I had to go out and find them. We don’t live in a generation where we have people around us, in our space, or close to hand. I don’t have my mother, or sisters, or aunts, or grandparents close by to support me. My family is scattered across the globe. Women today are expected to be all things, but we don’t have the support network we need to prop us up.
So we have to build our own.
It isn’t easy. You go along to a toddler group and you feel like you are the only one who isn’t dressed well, with your make up on, with no baby sick decorating your clothes. The other toddlers don’t scream and cry and cling to their mother’s legs.
You go to a swimming class and the other parents are serenely taking party with their happy babies, paddling in the water. Your baby screams until it vomits and you have to leave the pool and the effort of trying every week is just too much.

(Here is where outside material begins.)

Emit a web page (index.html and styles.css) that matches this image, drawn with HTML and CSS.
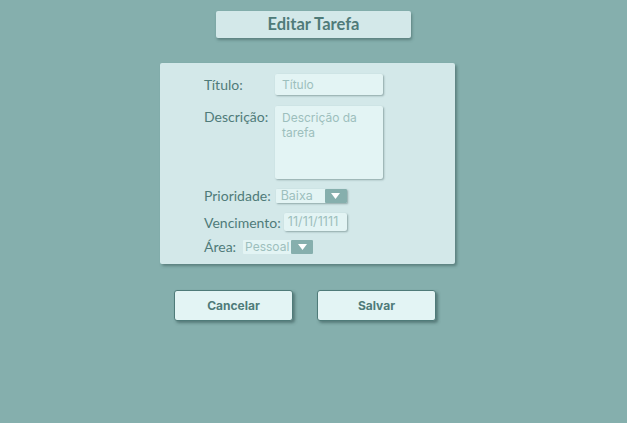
FILE: index.html
```html
<!DOCTYPE html>
<html lang="pt">
<head>
<meta charset="utf-8">
<link rel="stylesheet" href="styles.css">
</head>
<body>
<div class="page">
  <h1 class="header">Editar Tarefa</h1>
  <form class="panel">
    <div class="row">
      <label class="label fixed">Título:</label>
      <div class="input text-input"><span class="ph">Título</span></div>
    </div>
    <div class="row top">
      <label class="label fixed">Descrição:</label>
      <div class="input textarea"><span class="ph">Descrição da tarefa</span></div>
    </div>
    <div class="row prio">
      <label class="label">Prioridade:</label>
      <div class="select prio-select"><span class="ph">Baixa</span><span class="arrow"><svg width="9" height="6" viewBox="0 0 9 6"><path d="M0 0H9L4.5 6Z" fill="#fff"/></svg></span></div>
    </div>
    <div class="row venc">
      <label class="label">Vencimento:</label>
      <div class="input date-input"><span class="ph">11/11/1111</span></div>
    </div>
    <div class="row area">
      <label class="label">Área:</label>
      <div class="select area-select"><span class="ph">Pessoal</span><span class="arrow"><svg width="9" height="6" viewBox="0 0 9 6"><path d="M0 0H9L4.5 6Z" fill="#fff"/></svg></span></div>
    </div>
  </form>
  <div class="actions">
    <button class="btn" type="button">Cancelar</button>
    <button class="btn" type="button">Salvar</button>
  </div>
</div>
</body>
</html>
```
FILE: styles.css
```css
* { box-sizing: border-box; }
html, body { margin: 0; padding: 0; }
body {
  background: #85afad;
  width: 627px;
  height: 423px;
  overflow: hidden;
  font-family: Lato, "Noto Sans", sans-serif;
  color: #4f7b79;
}
.page {
  display: flex;
  flex-direction: column;
  padding-top: 11px;
}
.header {
  margin: 0 0 0 216px;
  width: 195px;
  height: 27px;
  background: #d3e8e9;
  border-radius: 2px;
  box-shadow: 1px 2px 3px rgba(40, 70, 70, 0.45);
  font-size: 16.5px;
  font-weight: 700;
  text-align: center;
  line-height: 27px;
  color: #4f7b79;
}
.panel {
  margin: 25px 0 0 160px;
  width: 295px;
  height: 201px;
  background: #d3e8e9;
  border-radius: 2px;
  box-shadow: 2px 2px 3px rgba(40, 70, 70, 0.45);
  padding: 11px 0 0 44px;
  display: flex;
  flex-direction: column;
}
.row {
  display: flex;
  align-items: center;
  gap: 5px;
}
.row.top { align-items: flex-start; margin-top: 11px; }
.row.prio { margin-top: 8px; }
.row.venc { margin-top: 9px; gap: 3px; }
.row.area { margin-top: 7px; gap: 7px; }
.label {
  font-size: 14px;
  line-height: 17px;
  color: #4f7b79;
}
.label.fixed { width: 66px; }
.row.top .label { margin-top: 2px; }
.input, .select {
  background: #e3f4f4;
  border-radius: 2px;
  box-shadow: 1px 1px 2px rgba(40, 70, 70, 0.4);
  font-family: Inter, Roboto, sans-serif;
  font-size: 12px;
}
.ph { color: #9dbfbd; }
.text-input {
  width: 108px;
  height: 21px;
  padding: 0 0 0 7px;
  line-height: 21px;
}
.textarea {
  width: 108px;
  height: 73px;
  padding: 4px 6px 0 7px;
  line-height: 15px;
}
.date-input {
  width: 63px;
  height: 18px;
  padding: 0 0 0 4px;
  line-height: 18px;
  font-size: 12.5px;
  letter-spacing: 0.1px;
}
.select {
  display: flex;
  align-items: center;
  height: 14px;
  line-height: 14px;
  border-radius: 1px;
  font-size: 12.5px;
}
.select .ph { flex: 1; padding-left: 5px; white-space: nowrap; overflow: hidden; }
.prio-select { width: 71px; }
.area-select { width: 70px; box-shadow: none; font-size: 12px; }
.area-select .ph { padding-left: 2px; }
.arrow {
  flex: 0 0 22px;
  width: 22px;
  height: 14px;
  background: #86afad;
  border-radius: 1px;
  display: flex;
  align-items: center;
  justify-content: center;
}
.arrow svg { display: block; }
.actions {
  display: flex;
  gap: 24px;
  margin: 26px 0 0 174px;
}
.btn {
  width: 119px;
  height: 31px;
  background: #e3f4f4;
  border: 1px solid #4f7b79;
  border-radius: 3px;
  box-shadow: 2px 2px 3px rgba(40, 70, 70, 0.5);
  font-family: Inter, Roboto, sans-serif;
  font-weight: 700;
  font-size: 12px;
  color: #4f7b79;
  padding: 0;
}
```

Your baby or toddler or child doesn’t sleep much and you are permemently tired. You feel like all the other parents you know have kids that sleep all night and no one wants to hear about the most recent broken night you had.
Your kiddo has allergies, severe ones, that mean lots of hospital appointments, and a constant vigil to keep them from being exposed to something that may kill them if they touch, eat or are near it. Birthday parties and social events are HARD work, and you can’t relax.
Your child may have needs beyond that of it’s peers, that means you struggle to relate to the ordinary parenting moments that other mums and dads talk about, or when you do have parenting victories it’s hard to find someone who shares that triump with you.
Your mental health may be pushing you into a corner that you can’t seem to escape from, and the idea of going to a busy and noisy toddler group, or baby class seems like torture. The mums nights out may make you feel intimidated.
I could go on. There are many reasons why we struggle. Or it could just be that normal mother hood is harder than we realised it would be.
These things are valid, all of them and any that I have missed.
But you need to be brave, you need to find one or two people who you can build with. Who can laugh and cry with you, who won’t make you feel judged because you can’t remember the last time you washed your hair and you might have baby sick on your top. Who won’t make you feel like the worst mother in the world because your toddler is going through a biting phase and you feel like you are parenting a baby vampire when they are with other kids.
I wish I had found my tribe earlier.
I regret that. I have learned from that.
Now, I want to help other mothers find their tribe. I will be your tribe if you want me to. I can tell you I get it. I can’t fix it, but I can be there with a cup of coffee and a shoulder to cry on.
When I was in my darkest place. I didn’t want anyone to help me. Now, I see that I needed help.
Find your tribe. If you step out, and put yourself out there, you will be surprised. You will find other women who feel the same. It’s a big step, it feels like a giant one but it will be ok.
Motherhood is the hardest job in the world, doing that job with others around us, helps.